A wannabe Western set on the Polish-German border just after the Wall came down, “Yuma” knows its influences but not how to use them. Tyro helmer Piotr Mularuk’s low-pulse tale follows an angelic-looking Polish youngster who steals from Teuton stores after the German reunification and takes the increasingly outsized loot across the border with help from his big-bosomed, brothel-running aunt. No points for guessing this can’t last. Pic goes out Aug. 10 in Poland and in the U.K., where Giant Film will release it on an aggressive 60 screens.
In a 1987-set prologue, teen Ziggy (Jakub Gierszal, the emo-in-distress from “Suicide Room”) and his friend, Rysio (Kazimierz Mazur), help an East German kid (Tomasz Schuchardt) who has escaped into Poland reach the West German embassy, though only Rysio takes the money the Teuton offers for their help.
But a couple of years later, the roles are reversed, as Rysio is studying law enforcement and Ziggy has become a practitioner of “juma,” the socialist redistribution of capitalist goods — or, in capitalist parlance, “stealing.” Ziggy gets a hand from his enterprising, shapely aunt Halina (the aptly named Katarzyna Figura), who runs a bar-annex-brothel in the village and knows all the menfolk, including a Polish border-patrol officer who lets Ziggy and his comrades pass into Germany for their raids and then back into Poland in exchange for the odd bottle of cologne.
On paper, the idea of making a film about juma (a practice that occurred after the reunification of Germany) that also references “3:10 to Yuma” seems like a nifty one. But Mularuk, who co-penned the screenplay with Wojciech Gajewicz, isn’t sure how to use that classic film or even Western tropes in general to amplify or at least draw parallels to his own story, despite the fact that the Polish-German border territory in the immediate post-1989 period was semi-lawless and populated with morally ambiguous figures, considered criminals by some and heroes by others.
Some oater references are visible in Magdalena Rutkiewicz and Emilia Skalska’s costumes, particularly the footwear (the early 1990s Poles seem more obsessed with shoes than were Imelda Marcos and Carrie Bradshaw put together), and the film occasionally alludes directly to its 1957 model. But “Yuma” never develops into something deeper than an unhurried story in which not a lot is at stake, and the narrative follows a rather predictable arc, right down to the reappearance of gangsters spotted in the film’s opening.

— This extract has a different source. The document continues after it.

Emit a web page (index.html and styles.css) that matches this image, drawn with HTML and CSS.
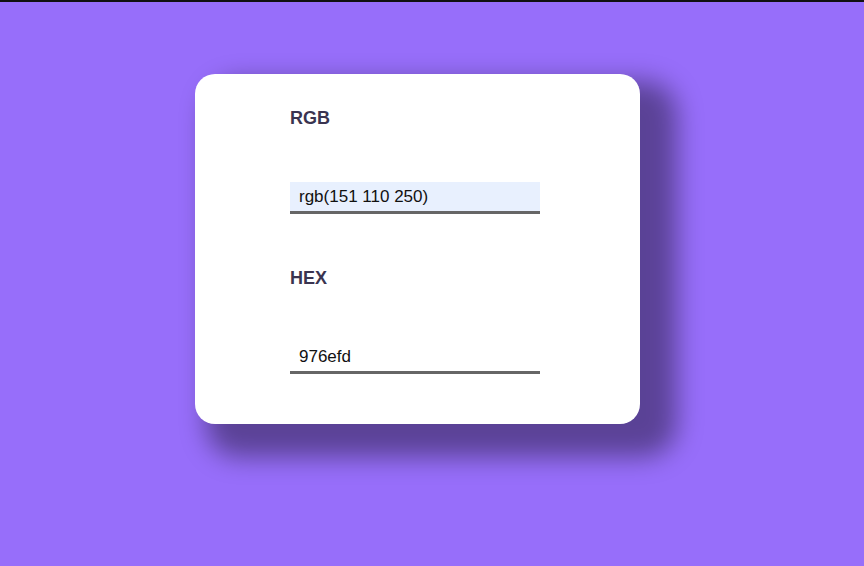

Gierszal looks like a movie star, but has trouble injecting his rather flatly conceived character with anything resembling conflicting emotions. Figura has fun with her more stereotypical role, especially in a late scene of wild abandon. Krzysztof Skonieczny and Jakub Kamienski, as two friends of Gierszal’s, are so devoid of defining characteristics they’re essentially interchangeable.
Shot in widescreen, the pic at least looks respectable, while the score by Jan P. Muchow lays on Western-ish guitar chords. Songs from the period, including Vanilla Ice hip-hop hit “Ice Ice Baby,” help anchor the proceedings.